In these circumstances the Bolshevik government had only two options–concede complete defeat and withdraw, or move to mass forcible requisition of the grain and food supplies they needed from the countryside. This had started almost from the day they took power. On 27th October, 1917 a “supply detachment” of 500 Kronstadt sailors was sent outside the city to secure food. Within a month the number of workers involved in these detachments had risen to 7,000. 20Early in the new year Sovnarcom created a Supreme Supply Council. In April 1918 the People’s Commissar for Supply instructed local committees to record transit and distribution of food every ten days and take initial steps to intervene if they suspected hoarding of supplies.

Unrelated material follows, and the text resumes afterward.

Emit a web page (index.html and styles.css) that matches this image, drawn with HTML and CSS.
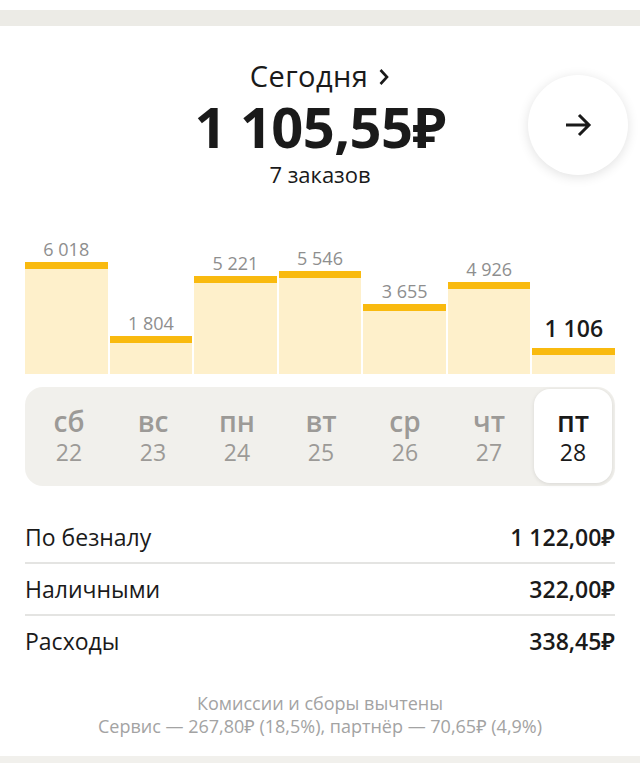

On 9th May, 1918, as the first pangs of famine in the cities began to bite, Sovnarcom issued a “Decree to confer on the People’s Commissariat of Supply extraordinary powers for the struggle with the rural bourgeoisie which conceals grain stocks and speculates in them”. The decree’s purpose was to “recognise the necessity of continuing a merciless fight against the bread speculators and bagmen and of compelling every possessor of surplus grain to declare within a week from the promulgation of this resolution in the Volost that he is ready to hand over all in excess of what he needs”. It made clear that anyone not abiding by the Decree would be “handed over to the Revolutionary Court to be sentenced to prison for a term of not less than ten years”. The supply detachments had authority “To use armed force in cases of resistance to the requisition of grain and other food products”. 21

On 18th May Sverdlov candidly announced to the Soviet Central Executive Committee the aim of the policy. Claiming that “revolutionary Soviet authority” was strong in the cities, he admitted it was less so in the villages. “For that reason we must seriously confront the question of the differentiation of the village, the question of creating in the village two contrasting and hostile forces”, he said.

Only if we succeed in splitting the village into two irreconcilably hostile camps, if we are able to enflame there the civil war that occurred not so long ago in the cities […] only then will we be in a position to say that we will do in relation to the village that we were able to do for the city. 22

By this policy Sovnarcom aimed to create social divisions in the village in order to build up its power base there and loosen that of the SRS.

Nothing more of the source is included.